Réactions hostiles de parlementaires français d'extrême droite et d'extrême gauche
La stratégie d’influence de haut niveau menée dans ce dossier par l’exécutif français, a repositionné non seulement de grands groupes français dans le projet, mais démontre que le politique peut avoir de puissants leviers pour accompagner le privé dans l’atteinte de ses objectifs à l’international.
En 2018, le député français Bruno Bilde a attiré l'attention du Ministre de l'économie et des finances « sur l'aide de 1,4 milliards d'euros que la France a accordée à la Côte d'Ivoire pour le métro d'Abidjan ». Il a demandé qu’il soit indiqué les modalités de cet accord, le montant total de l'aide apportée par la France pour ce projet et le calendrier de déblocage de fonds. Il a aussi demandé que lui soient expliquées les raisons qui ont conduit à opter pour une aide directe plutôt qu'à un prêt dans un pays qui connaît une croissance de 7 % par an. Il a terminé par indiquer qu'il voyait une incohérence à décider ce genre de libéralités et, dans le même temps, opérer des coupes budgétaires très lourdes pour les plus démunis en France ».
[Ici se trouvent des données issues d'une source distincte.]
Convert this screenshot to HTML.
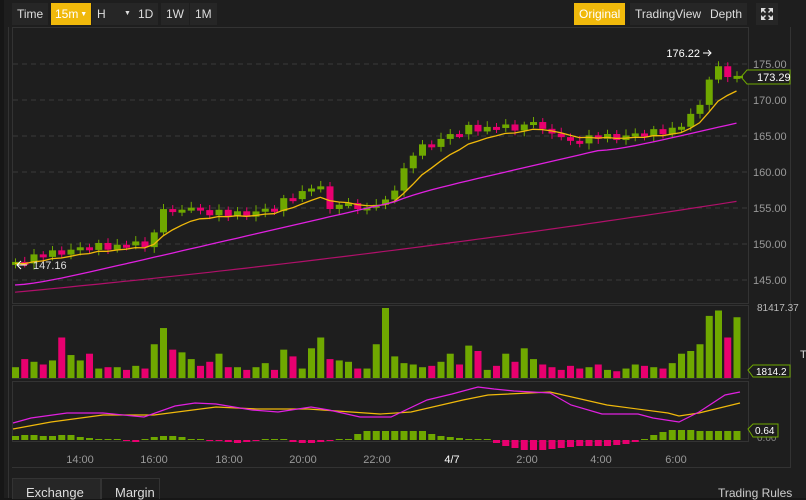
<!DOCTYPE html>
<html><head><meta charset="utf-8"><style>
body{margin:0;width:806px;height:498px;background:#161616;overflow:hidden;font-family:"Liberation Sans",sans-serif;}
#wrap{position:absolute;left:4px;top:0;width:802px;height:498px;background:#1e1e1e;}
.tb{position:absolute;top:3px;height:22px;line-height:22px;color:#ddd;font-size:12px;background:#262626;padding:0 5px;white-space:nowrap;}
.on{background:#f0b90b;color:#fff;}
svg{position:absolute;left:0;top:0}
</style></head><body>
<div id="wrap"></div>
<div class="tb" style="left:12px;">Time</div>
<div class="tb on" style="left:51px;padding:0 4px">15m<span style="font-size:7px;vertical-align:2px"> ▼</span></div>
<div class="tb" style="left:92px;width:36px">H <span style="font-size:7px;position:absolute;left:32px;top:0">▼</span></div>
<div class="tb" style="left:133px;">1D</div>
<div class="tb" style="left:161px;">1W</div>
<div class="tb" style="left:190px;">1M</div>
<div class="tb on" style="left:574px;">Original</div>
<div class="tb" style="left:630px;">TradingView</div>
<div class="tb" style="left:705px;">Depth</div>
<div class="tb" style="left:756px;width:22px;padding:0"><svg width="22" height="22" viewBox="0 0 22 22"><g fill="#ddd"><path d="M5 5h5l-2 2 2 2-1 1-2-2-2 2z"/><path d="M17 5v5l-2-2-2 2-1-1 2-2-2-2z"/><path d="M5 17v-5l2 2 2-2 1 1-2 2 2 2z"/><path d="M17 17h-5l2-2-2-2 1-1 2 2 2-2z"/></g></svg></div>
<svg id="s" width="806" height="498"></svg>
<div style="position:absolute;left:12px;top:478px;width:88px;height:20px;background:#262626;border:1px solid #333;border-bottom:none"></div>
<div style="position:absolute;left:100px;top:478px;width:58px;height:20px;border:1px solid #333;border-bottom:none"></div>
<div style="position:absolute;left:26px;top:485px;color:#ddd;font-size:13px">Exchange</div>
<div style="position:absolute;left:115px;top:485px;color:#ddd;font-size:13px">Margin</div>
<div style="position:absolute;left:718px;top:486px;color:#ccc;font-size:12px">Trading Rules</div>
<script>
var s='';
function R(x,y,w,h,c){s+='<rect x="'+x+'" y="'+y+'" width="'+w+'" height="'+h+'" fill="'+c+'"/>';}
function T(x,y,t,c,sz,a){s+='<text x="'+x+'" y="'+y+'" fill="'+(c||'#999')+'" font-size="'+(sz||11)+'" text-anchor="'+(a||'start')+'" font-family="Liberation Sans">'+t+'</text>';}
s+='<rect x="12.5" y="27.5" width="736" height="276" fill="none" stroke="#333"/>';
s+='<rect x="12.5" y="305.5" width="736" height="73" fill="none" stroke="#333"/>';
s+='<rect x="12.5" y="381.5" width="736" height="60" fill="none" stroke="#333"/>';
s+='<line x1="12" y1="467.5" x2="790" y2="467.5" stroke="#333"/><line x1="790.5" y1="27" x2="790.5" y2="468" stroke="#333"/><line x1="8.5" y1="27" x2="8.5" y2="498" stroke="#333"/>';
function py(p){return 64+(175-p)*7.2;}
for(var p=145;p<=175;p+=5){var y=py(p);s+='<line x1="13" y1="'+y+'" x2="748" y2="'+y+'" stroke="#3a3a3a" stroke-dasharray="5,4"/>';T(753,y+4,p.toFixed(2),'#999',11);}
var K=[[15,147.3],[60,149],[120,149.8],[150,150.2],[165,155],[200,154.5],[230,154],[275,154.8],[290,156.5],[318,158.2],[330,155.3],[380,155],[398,158.5],[415,163],[440,164.5],[470,166],[540,166.5],[565,164],[600,164.8],[650,165.2],[685,166.5],[700,170],[715,174.5],[725,173.5],[740,173.3]];
function f(x){for(var i=1;i<K.length;i++){if(x<=K[i][0]){var a=K[i-1],b=K[i];return a[1]+(b[1]-a[1])*(x-a[0])/(b[0]-a[0]);}}return K[K.length-1][1];}
var G='#6fa800',P='#e8006f',N=79,xs=[],cl=[],op=[];
var rnd=[.3,-.5,.8,-.2,.6,-.7,.1,.4,-.3,.9,-.6,.2,-.1,.5,-.8,.3,.7,-.4,.0,.6];
for(var i=0;i<N;i++){var x=15+i*9.25;xs.push(x);var c=f(x)+rnd[i%20]*0.7;cl.push(c);}
for(var i=0;i<N;i++){op.push(i?cl[i-1]:cl[0]-.3);}
for(var i=0;i<N;i++){var o=op[i],c=cl[i],up=c>=o,col=up?G:P;var hi=Math.max(o,c)+.4+Math.abs(rnd[(i+3)%20])*.5,lo=Math.min(o,c)-.4-Math.abs(rnd[(i+7)%20])*.5;
s+='<line x1="'+(xs[i]+.5)+'" y1="'+py(hi)+'" x2="'+(xs[i]+.5)+'" y2="'+py(lo)+'" stroke="'+col+'"/>';
var t=py(Math.max(o,c)),h=Math.max(3,py(Math.min(o,c))-t);R(xs[i]-3,t,7,h,col);}
function ema(a,n){var k=2/(n+1),r=[a[0]],e=a[0];for(var i=1;i<a.length;i++){e=a[i]*k+e*(1-k);r.push(e);}return r;}
function line(v,col,fy,w){var d='';for(var i=0;i<v.length;i++)d+=(i?'L':'M')+xs[i].toFixed(1)+' '+fy(v[i]).toFixed(1);s+='<path d="'+d+'" fill="none" stroke="'+col+'" stroke-width="'+(w||1.3)+'"/>';}
line(ema(cl,7).map(function(v){return v-0.2;}),'#f0b90b',py);
var mm=[];for(var i=0;i<N;i++){var x=xs[i];mm.push(144.3+(x-15)/725*23.2+(x>400&&x<600?0.6:0));}
line(ema(mm,5),'#e020e0',py);
var ml=[];for(var i=0;i<N;i++){var u=(xs[i]-15)/725;ml.push(143.3+u*9.5+u*u*3.2);}
line(ml,'#b0106a',py,1.2);
T(700,57,'176.22','#fff',11,'end');s+='<path d="M703 53h8M708 50l3 3-3 3" stroke="#fff" fill="none"/>';
s+='<path d="M741 77l6-7h43v14h-43z" fill="#1e1e1e" stroke="#6fa800"/>';T(757,81,'173.29','#fff',11);
R(737,76,6,2,G);
s+='<path d="M27 265h-10M21 261l-4 4 4 4" stroke="#fff" fill="none"/>';T(33,269,'147.16','#ddd',11);
var vs=[8,14,12,10,13,30,17,13,18,7,8,8,6,9,7,25,37,21,19,14,9,12,18,8,8,6,8,11,6,21,16,7,22,30,14,13,12,7,7,25,52,16,11,10,8,9,12,18,10,24,20,6,9,18,12,22,14,10,8,6,9,7,8,10,6,5,7,10,9,8,7,11,18,20,25,46,50,30,45];
for(var i=0;i<N;i++){var h=(vs[i]||10)*1.35;if(h>70)h=70;var col=cl[i]>=op[i]?G:P;R(xs[i]-3,378-h,7,h,col);}
T(757,311,'81417.37','#bbb',10);
s+='<path d="M748 370l5-5h37v12h-37z" fill="#1e1e1e" stroke="#6fa800"/>';T(756,375,'1814.2','#fff',10);
var A2=[[13,423],[31,418],[67,413],[103,413],[144,417],[175,406],[195,403],[216,404],[252,410],[278,412],[311,407],[329,410],[360,417],[391,417],[427,400],[452,394],[478,387],[494,389],[514,391],[550,393],[571,405],[602,414],[638,414],[653,418],[679,422],[699,412],[725,395],[740,392]];
var B2=[[13,429],[51,422],[103,415],[154,415],[216,407],[257,409],[308,409],[380,414],[411,412],[463,400],[488,395],[550,392],[607,405],[668,413],[679,416],[699,413],[740,403]];
function pl(pts,col){var d='';pts.forEach(function(p,i){d+=(i?'L':'M')+p[0]+' '+p[1];});s+='<path d="'+d+'" fill="none" stroke="'+col+'" stroke-width="1.2"/>';}
var H=[4,5,5,4,4,5,5,3,2,1,1,0,-1,-2,0,3,4,4,3,1,0,-1,-1,-2,-3,-2,-1,0,1,0,-2,-3,-3,-2,-1,0,1,6,9,9,9,9,9,9,9,6,4,3,2,1,1,0,-3,-6,-8,-10,-10,-10,-9,-8,-7,-6,-6,-6,-6,-5,-4,-2,1,5,8,10,10,10,9,9,9,9,9];
for(var i=0;i<N;i++){var h=H[i]||0,col=h>=0?G:P;if(h>=0)R(xs[i]-3,440-Math.max(1,h),7,Math.max(1,h),col);else R(xs[i]-3,440,7,-h,col);}
pl(B2,'#f0b90b');pl(A2,'#e020e0');
T(757,441,'0.00','#888',10);
s+='<path d="M748 429l5-5h25v13h-25z" fill="#1e1e1e" stroke="#6fa800"/>';T(755,434,'0.64','#fff',10);
var tl=[[80,'14:00'],[154,'16:00'],[229,'18:00'],[303,'20:00'],[377,'22:00'],[452,'4/7'],[527,'2:00'],[601,'4:00'],[676,'6:00']];
tl.forEach(function(t){T(t[0],463,t[1],t[1]=='4/7'?'#fff':'#999',11,'middle');});
T(800,358,'T','#ddd',11);
document.getElementById('s').innerHTML=s;
</script>
</body></html>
Le 25 novembre 2020, le sénateur communiste Pierre Laurent a quant à lui dit à propos de ce métro que « dans les conditions financières actuelles, (ce projet) serait une catastrophe pour la Côte d’Ivoire et son peuple et une aubaine pour les seuls actionnaires de multinationales françaises. Il constituerait ce qu’il est convenu d’appeler un éléphant blanc». Il a même demandé au gouvernement français d’arrêter sa politique de pillage des pays africains et d’abandonner ce projet néfaste pour le peuple ivoirien. Car pour lui, il y’a une violation de la loi Sapin 2 relative à la transparence, la lutte contre la corruption et la modernisation de la vie économique.